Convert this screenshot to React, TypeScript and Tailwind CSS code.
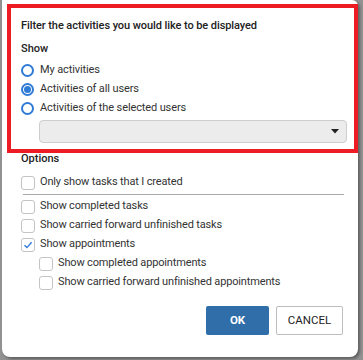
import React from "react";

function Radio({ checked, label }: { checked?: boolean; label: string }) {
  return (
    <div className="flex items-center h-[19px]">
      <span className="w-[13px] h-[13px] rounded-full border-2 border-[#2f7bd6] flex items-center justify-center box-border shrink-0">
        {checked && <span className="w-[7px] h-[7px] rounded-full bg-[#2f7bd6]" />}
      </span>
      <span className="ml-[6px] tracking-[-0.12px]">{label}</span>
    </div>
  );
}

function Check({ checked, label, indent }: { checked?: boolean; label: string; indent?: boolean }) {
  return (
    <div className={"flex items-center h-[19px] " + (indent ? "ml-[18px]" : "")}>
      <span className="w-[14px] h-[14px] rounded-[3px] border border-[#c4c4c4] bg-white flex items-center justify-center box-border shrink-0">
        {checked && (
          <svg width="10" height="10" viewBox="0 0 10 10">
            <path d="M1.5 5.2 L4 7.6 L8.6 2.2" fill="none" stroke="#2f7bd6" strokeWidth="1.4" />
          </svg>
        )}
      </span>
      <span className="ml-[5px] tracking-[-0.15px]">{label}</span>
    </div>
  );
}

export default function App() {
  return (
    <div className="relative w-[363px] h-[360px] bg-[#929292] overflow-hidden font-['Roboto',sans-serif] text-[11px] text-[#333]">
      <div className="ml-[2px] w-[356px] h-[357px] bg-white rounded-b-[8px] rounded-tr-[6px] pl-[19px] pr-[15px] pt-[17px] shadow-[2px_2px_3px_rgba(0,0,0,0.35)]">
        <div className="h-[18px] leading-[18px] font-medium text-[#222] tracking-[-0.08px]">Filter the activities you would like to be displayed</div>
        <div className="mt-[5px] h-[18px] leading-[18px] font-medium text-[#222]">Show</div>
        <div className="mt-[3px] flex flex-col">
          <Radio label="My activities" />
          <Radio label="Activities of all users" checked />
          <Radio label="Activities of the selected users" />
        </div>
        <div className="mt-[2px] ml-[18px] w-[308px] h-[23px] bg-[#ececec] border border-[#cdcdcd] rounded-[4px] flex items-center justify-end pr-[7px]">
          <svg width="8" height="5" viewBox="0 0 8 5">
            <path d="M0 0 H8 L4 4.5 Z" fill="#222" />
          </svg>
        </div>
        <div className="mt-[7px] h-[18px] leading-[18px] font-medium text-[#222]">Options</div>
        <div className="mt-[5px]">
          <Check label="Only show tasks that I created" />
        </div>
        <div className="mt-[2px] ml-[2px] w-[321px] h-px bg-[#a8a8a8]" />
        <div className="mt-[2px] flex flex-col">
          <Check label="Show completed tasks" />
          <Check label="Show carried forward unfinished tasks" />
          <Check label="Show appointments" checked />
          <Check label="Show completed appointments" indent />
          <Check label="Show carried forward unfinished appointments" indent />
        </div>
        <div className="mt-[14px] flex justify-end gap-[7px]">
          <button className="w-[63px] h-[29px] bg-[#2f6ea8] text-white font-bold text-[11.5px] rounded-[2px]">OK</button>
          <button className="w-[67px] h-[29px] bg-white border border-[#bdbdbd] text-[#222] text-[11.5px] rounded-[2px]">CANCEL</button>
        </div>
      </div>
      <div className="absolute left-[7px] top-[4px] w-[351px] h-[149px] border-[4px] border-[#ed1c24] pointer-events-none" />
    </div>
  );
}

******************************

Retype the whole listing, keeping every line identical and omitting all pictures.

▸ **Answer**
Convert this screenshot to React, TypeScript and Tailwind CSS code.
import React from "react";

function Radio({ checked, label }: { checked?: boolean; label: string }) {
  return (
    <div className="flex items-center h-[19px]">
      <span className="w-[13px] h-[13px] rounded-full border-2 border-[#2f7bd6] flex items-center justify-center box-border shrink-0">
        {checked && <span className="w-[7px] h-[7px] rounded-full bg-[#2f7bd6]" />}
      </span>
      <span className="ml-[6px] tracking-[-0.12px]">{label}</span>
    </div>
  );
}

function Check({ checked, label, indent }: { checked?: boolean; label: string; indent?: boolean }) {
  return (
    <div className={"flex items-center h-[19px] " + (indent ? "ml-[18px]" : "")}>
      <span className="w-[14px] h-[14px] rounded-[3px] border border-[#c4c4c4] bg-white flex items-center justify-center box-border shrink-0">
        {checked && (
          <svg width="10" height="10" viewBox="0 0 10 10">
            <path d="M1.5 5.2 L4 7.6 L8.6 2.2" fill="none" stroke="#2f7bd6" strokeWidth="1.4" />
          </svg>
        )}
      </span>
      <span className="ml-[5px] tracking-[-0.15px]">{label}</span>
    </div>
  );
}

export default function App() {
  return (
    <div className="relative w-[363px] h-[360px] bg-[#929292] overflow-hidden font-['Roboto',sans-serif] text-[11px] text-[#333]">
      <div className="ml-[2px] w-[356px] h-[357px] bg-white rounded-b-[8px] rounded-tr-[6px] pl-[19px] pr-[15px] pt-[17px] shadow-[2px_2px_3px_rgba(0,0,0,0.35)]">
        <div className="h-[18px] leading-[18px] font-medium text-[#222] tracking-[-0.08px]">Filter the activities you would like to be displayed</div>
        <div className="mt-[5px] h-[18px] leading-[18px] font-medium text-[#222]">Show</div>
        <div className="mt-[3px] flex flex-col">
          <Radio label="My activities" />
          <Radio label="Activities of all users" checked />
          <Radio label="Activities of the selected users" />
        </div>
        <div className="mt-[2px] ml-[18px] w-[308px] h-[23px] bg-[#ececec] border border-[#cdcdcd] rounded-[4px] flex items-center justify-end pr-[7px]">
          <svg width="8" height="5" viewBox="0 0 8 5">
            <path d="M0 0 H8 L4 4.5 Z" fill="#222" />
          </svg>
        </div>
        <div className="mt-[7px] h-[18px] leading-[18px] font-medium text-[#222]">Options</div>
        <div className="mt-[5px]">
          <Check label="Only show tasks that I created" />
        </div>
        <div className="mt-[2px] ml-[2px] w-[321px] h-px bg-[#a8a8a8]" />
        <div className="mt-[2px] flex flex-col">
          <Check label="Show completed tasks" />
          <Check label="Show carried forward unfinished tasks" />
          <Check label="Show appointments" checked />
          <Check label="Show completed appointments" indent />
          <Check label="Show carried forward unfinished appointments" indent />
        </div>
        <div className="mt-[14px] flex justify-end gap-[7px]">
          <button className="w-[63px] h-[29px] bg-[#2f6ea8] text-white font-bold text-[11.5px] rounded-[2px]">OK</button>
          <button className="w-[67px] h-[29px] bg-white border border-[#bdbdbd] text-[#222] text-[11.5px] rounded-[2px]">CANCEL</button>
        </div>
      </div>
      <div className="absolute left-[7px] top-[4px] w-[351px] h-[149px] border-[4px] border-[#ed1c24] pointer-events-none" />
    </div>
  );
}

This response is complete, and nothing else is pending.